Diogo - O problema está na transformação das coisas em mercadoria, e esse é o caminho que leva o capitalismo a se refazer. É possível encontra coisas revolucionárias no Software Livre, como a ajuda mútua sem motivos financeiros. É importante questionar a "mercadorização" das pessoas também.
O governo também está atrás de estatísticas, e nesse meio existe a perda de autonomia. No projeto Cultura Digital, do ano passado para este as pessoas têm corrido atrás de produzir e criar estatísticas para justifica o projeto.
Os Zapatistas fizeram acordo com o governo para receber material didático e na hora da entrega o governo veio com helicópteros para fazer a entrega desse material. No fim preferiram ficar sem o material didático do que deixar o governo mexicano passar por cima do território de helicóptero.

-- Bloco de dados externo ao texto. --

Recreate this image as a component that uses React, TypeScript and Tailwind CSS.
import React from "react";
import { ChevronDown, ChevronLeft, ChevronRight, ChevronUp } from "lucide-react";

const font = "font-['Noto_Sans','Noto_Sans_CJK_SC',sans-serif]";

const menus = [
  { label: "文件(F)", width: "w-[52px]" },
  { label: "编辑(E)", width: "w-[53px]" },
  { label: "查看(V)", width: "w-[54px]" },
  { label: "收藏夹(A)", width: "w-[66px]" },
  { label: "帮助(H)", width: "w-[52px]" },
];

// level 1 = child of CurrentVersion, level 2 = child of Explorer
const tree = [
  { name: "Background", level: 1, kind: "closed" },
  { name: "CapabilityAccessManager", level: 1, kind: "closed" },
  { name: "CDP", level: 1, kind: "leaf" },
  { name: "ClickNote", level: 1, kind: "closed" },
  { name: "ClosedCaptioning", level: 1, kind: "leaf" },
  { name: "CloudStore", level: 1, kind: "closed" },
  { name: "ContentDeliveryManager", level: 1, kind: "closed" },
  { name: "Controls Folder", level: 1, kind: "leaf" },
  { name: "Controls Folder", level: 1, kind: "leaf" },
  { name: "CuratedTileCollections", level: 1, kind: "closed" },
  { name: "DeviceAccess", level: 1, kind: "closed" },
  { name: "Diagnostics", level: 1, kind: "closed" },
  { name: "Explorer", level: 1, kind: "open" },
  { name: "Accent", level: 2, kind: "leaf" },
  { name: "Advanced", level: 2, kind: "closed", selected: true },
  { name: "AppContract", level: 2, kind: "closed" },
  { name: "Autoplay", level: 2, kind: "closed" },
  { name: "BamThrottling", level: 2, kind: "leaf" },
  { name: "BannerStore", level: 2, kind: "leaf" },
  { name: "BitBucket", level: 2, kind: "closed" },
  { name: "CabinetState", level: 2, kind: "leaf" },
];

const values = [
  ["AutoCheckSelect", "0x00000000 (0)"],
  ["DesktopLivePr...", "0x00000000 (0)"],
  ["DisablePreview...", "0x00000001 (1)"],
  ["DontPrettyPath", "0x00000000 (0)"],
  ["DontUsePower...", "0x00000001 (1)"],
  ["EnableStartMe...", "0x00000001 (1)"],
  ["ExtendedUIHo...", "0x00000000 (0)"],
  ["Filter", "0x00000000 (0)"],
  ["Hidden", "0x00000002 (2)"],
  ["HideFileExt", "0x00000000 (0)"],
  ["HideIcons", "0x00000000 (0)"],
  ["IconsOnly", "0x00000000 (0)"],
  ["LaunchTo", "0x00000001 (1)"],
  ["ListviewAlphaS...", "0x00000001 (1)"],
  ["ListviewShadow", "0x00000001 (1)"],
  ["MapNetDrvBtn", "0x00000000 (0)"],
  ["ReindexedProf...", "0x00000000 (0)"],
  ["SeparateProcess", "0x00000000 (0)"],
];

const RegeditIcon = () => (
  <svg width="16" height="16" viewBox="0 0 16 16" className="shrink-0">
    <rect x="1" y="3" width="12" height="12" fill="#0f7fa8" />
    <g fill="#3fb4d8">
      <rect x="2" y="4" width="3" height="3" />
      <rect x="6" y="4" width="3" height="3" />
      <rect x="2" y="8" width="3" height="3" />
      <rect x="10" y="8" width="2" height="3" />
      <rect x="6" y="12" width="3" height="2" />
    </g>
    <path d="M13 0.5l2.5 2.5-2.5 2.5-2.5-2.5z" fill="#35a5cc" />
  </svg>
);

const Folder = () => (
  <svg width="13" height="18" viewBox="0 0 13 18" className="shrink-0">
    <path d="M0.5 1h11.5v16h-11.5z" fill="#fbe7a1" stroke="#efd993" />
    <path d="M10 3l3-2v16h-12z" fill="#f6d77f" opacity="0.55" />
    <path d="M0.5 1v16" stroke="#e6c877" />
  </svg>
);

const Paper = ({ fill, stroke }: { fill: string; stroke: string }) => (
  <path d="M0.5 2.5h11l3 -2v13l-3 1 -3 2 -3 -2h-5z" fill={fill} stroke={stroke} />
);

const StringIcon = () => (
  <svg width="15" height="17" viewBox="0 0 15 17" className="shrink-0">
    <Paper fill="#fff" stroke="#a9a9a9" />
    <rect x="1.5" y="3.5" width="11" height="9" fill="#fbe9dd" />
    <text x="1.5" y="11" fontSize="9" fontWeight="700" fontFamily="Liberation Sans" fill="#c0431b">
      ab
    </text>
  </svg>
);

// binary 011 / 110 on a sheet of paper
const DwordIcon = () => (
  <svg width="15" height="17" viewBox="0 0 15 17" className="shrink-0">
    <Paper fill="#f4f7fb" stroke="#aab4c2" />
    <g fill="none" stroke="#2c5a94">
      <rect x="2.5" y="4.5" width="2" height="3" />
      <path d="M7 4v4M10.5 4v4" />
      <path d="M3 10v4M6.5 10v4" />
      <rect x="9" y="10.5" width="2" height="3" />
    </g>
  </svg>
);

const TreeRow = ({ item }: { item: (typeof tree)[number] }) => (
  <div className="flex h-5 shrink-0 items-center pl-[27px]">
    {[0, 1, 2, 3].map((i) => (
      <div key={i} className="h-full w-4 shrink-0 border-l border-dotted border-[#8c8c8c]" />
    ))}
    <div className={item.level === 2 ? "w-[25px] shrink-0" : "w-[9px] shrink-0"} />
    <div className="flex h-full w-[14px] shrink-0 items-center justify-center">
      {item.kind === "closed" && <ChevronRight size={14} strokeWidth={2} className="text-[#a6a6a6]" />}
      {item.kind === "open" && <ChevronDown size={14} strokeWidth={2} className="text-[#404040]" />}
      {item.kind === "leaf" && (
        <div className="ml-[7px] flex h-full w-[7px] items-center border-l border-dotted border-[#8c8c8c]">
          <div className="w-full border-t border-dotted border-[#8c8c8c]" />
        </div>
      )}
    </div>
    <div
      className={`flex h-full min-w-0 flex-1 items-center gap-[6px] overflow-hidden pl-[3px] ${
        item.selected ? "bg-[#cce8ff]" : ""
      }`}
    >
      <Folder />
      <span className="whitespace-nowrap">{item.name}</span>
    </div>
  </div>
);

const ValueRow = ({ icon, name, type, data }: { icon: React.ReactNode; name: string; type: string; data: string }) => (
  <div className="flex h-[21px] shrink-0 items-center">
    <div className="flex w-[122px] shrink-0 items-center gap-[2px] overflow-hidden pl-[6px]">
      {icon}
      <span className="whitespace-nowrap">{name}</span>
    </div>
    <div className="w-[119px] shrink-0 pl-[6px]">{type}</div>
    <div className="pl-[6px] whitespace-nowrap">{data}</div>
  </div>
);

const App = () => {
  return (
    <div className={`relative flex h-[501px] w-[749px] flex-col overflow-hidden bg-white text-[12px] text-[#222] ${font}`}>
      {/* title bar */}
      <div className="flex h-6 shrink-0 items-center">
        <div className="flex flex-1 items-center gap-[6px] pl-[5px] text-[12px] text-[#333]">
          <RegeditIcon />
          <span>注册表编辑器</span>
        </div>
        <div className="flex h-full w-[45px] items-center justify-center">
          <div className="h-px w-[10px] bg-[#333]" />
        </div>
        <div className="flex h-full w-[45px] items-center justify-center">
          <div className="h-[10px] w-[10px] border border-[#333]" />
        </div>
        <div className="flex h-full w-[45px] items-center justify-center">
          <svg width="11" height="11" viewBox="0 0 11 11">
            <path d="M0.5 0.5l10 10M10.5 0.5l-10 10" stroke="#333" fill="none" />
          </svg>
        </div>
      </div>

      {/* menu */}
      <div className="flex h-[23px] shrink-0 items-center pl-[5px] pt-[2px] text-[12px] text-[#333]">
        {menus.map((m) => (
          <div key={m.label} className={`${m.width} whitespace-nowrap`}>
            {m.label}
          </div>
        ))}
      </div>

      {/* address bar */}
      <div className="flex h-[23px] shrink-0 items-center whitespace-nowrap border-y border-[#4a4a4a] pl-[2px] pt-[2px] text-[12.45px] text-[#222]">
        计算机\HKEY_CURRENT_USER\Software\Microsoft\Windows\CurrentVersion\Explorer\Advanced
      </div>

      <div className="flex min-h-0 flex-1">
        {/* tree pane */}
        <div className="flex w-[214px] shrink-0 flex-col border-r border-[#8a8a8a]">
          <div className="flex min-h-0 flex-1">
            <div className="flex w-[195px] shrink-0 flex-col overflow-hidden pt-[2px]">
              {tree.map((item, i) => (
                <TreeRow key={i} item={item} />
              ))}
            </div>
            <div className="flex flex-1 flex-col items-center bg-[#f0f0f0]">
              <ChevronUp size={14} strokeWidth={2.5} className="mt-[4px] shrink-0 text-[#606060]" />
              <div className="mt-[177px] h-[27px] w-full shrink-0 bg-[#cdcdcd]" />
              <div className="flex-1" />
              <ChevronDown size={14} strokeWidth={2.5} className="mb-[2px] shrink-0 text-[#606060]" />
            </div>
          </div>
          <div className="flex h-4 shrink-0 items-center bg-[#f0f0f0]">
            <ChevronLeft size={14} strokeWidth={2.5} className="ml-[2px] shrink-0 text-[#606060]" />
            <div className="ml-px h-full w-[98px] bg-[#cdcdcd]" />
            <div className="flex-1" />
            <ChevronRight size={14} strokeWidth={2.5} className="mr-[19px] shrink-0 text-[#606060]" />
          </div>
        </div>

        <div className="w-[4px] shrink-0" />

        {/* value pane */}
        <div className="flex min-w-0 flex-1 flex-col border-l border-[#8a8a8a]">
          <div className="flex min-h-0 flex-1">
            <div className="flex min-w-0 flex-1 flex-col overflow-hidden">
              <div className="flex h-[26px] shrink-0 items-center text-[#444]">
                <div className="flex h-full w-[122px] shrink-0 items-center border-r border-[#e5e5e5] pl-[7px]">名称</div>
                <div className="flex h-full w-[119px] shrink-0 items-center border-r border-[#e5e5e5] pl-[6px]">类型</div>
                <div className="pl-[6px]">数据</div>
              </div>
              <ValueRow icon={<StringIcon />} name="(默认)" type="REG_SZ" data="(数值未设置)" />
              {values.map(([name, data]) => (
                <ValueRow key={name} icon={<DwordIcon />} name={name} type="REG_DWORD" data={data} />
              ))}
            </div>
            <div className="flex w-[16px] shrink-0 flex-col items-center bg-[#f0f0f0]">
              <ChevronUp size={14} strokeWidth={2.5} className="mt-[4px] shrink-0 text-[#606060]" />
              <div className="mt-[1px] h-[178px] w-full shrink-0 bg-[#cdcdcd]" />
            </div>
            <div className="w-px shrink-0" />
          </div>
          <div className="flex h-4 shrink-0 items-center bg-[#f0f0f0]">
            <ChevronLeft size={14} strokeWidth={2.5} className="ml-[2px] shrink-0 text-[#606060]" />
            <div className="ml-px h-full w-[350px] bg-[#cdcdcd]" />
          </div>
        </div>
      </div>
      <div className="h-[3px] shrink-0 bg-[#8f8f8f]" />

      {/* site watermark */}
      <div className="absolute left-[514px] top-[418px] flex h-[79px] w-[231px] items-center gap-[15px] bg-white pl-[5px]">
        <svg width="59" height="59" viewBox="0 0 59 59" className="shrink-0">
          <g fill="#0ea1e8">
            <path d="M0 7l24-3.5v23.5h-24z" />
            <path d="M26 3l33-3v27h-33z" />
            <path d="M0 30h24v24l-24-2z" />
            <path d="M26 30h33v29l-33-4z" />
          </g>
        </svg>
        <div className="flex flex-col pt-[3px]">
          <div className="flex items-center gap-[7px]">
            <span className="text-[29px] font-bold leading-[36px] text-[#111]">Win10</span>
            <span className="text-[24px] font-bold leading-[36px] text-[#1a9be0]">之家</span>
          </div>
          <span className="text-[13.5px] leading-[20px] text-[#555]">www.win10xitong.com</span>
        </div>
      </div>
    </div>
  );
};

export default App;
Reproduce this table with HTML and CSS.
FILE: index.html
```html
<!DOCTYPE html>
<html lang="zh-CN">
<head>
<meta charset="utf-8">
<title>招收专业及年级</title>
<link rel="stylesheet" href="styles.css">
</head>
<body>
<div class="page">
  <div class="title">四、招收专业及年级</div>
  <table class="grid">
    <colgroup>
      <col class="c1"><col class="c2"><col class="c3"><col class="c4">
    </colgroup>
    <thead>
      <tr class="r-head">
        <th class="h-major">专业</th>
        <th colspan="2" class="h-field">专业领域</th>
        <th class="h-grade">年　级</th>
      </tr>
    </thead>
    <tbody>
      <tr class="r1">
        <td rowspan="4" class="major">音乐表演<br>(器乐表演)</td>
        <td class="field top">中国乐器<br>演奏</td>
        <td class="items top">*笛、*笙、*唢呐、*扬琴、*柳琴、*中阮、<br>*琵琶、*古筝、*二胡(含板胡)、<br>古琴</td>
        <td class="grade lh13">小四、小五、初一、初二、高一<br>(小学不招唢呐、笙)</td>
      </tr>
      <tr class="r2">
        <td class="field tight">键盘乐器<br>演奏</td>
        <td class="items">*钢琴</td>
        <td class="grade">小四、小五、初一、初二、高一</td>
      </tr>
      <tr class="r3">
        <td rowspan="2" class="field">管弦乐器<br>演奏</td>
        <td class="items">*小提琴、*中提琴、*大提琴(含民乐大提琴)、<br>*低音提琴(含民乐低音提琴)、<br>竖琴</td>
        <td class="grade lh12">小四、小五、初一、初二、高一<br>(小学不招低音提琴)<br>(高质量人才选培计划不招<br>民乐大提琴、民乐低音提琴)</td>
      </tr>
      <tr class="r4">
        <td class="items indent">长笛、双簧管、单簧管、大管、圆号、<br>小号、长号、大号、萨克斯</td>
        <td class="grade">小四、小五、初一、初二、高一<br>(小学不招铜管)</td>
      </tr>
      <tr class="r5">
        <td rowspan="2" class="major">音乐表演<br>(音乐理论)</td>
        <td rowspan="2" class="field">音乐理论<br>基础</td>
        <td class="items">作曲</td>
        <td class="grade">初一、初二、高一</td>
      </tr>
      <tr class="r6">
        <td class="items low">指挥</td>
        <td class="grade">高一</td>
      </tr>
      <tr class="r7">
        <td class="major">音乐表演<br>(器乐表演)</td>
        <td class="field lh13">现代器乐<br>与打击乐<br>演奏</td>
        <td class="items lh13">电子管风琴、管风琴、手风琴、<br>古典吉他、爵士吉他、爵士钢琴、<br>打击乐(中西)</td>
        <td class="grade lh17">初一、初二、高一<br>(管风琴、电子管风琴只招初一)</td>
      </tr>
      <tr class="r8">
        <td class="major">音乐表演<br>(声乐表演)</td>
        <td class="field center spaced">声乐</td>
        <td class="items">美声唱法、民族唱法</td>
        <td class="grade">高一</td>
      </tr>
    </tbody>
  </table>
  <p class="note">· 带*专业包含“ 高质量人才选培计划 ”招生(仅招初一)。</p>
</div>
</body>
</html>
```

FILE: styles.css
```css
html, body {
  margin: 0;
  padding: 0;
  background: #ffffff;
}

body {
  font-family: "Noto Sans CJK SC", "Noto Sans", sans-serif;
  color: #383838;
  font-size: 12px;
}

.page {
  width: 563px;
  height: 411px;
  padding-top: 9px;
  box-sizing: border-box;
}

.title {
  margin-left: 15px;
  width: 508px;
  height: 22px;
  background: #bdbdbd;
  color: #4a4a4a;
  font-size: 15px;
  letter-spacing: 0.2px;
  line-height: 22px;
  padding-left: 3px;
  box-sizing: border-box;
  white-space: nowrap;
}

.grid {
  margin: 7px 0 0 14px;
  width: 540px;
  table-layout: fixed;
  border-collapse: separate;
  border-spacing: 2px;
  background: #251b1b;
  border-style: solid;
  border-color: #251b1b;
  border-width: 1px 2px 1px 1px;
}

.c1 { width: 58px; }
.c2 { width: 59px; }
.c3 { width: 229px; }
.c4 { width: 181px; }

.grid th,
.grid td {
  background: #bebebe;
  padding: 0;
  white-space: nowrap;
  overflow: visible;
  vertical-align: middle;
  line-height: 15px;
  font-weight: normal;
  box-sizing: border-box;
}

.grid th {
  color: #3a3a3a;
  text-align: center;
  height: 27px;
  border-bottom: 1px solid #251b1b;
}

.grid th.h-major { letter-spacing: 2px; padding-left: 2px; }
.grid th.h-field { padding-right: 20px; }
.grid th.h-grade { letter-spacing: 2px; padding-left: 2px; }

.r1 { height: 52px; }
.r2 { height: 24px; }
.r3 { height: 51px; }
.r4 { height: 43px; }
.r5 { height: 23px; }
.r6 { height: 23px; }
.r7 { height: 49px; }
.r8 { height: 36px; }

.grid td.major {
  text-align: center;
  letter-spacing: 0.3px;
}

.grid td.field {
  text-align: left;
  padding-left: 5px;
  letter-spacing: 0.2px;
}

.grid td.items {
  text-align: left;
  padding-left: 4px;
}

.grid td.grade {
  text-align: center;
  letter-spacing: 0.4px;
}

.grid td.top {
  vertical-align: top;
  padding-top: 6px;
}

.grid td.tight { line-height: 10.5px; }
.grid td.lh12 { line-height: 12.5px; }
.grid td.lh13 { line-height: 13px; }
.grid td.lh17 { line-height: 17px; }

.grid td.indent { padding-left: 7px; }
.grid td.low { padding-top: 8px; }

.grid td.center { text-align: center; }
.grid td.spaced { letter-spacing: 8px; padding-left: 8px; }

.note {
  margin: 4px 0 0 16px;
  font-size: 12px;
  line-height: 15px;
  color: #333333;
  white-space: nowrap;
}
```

David - Fui à Croácia discutir Creative Commons com pessoas de 58 países e tinha muita gente que não era Anticapitalista, inclusive o comunismo era o problema até pouco tempo, e perguntei sobre como elas resolvem o problema do dinheiro. Voluntariado e trabalho assalariado: como é a relação, como aceitar dinheiro e de quem? Você tem que se dividir para fazer parte disso?
Fomos para a pracinha, pois o local que reservamos fechava as 18h.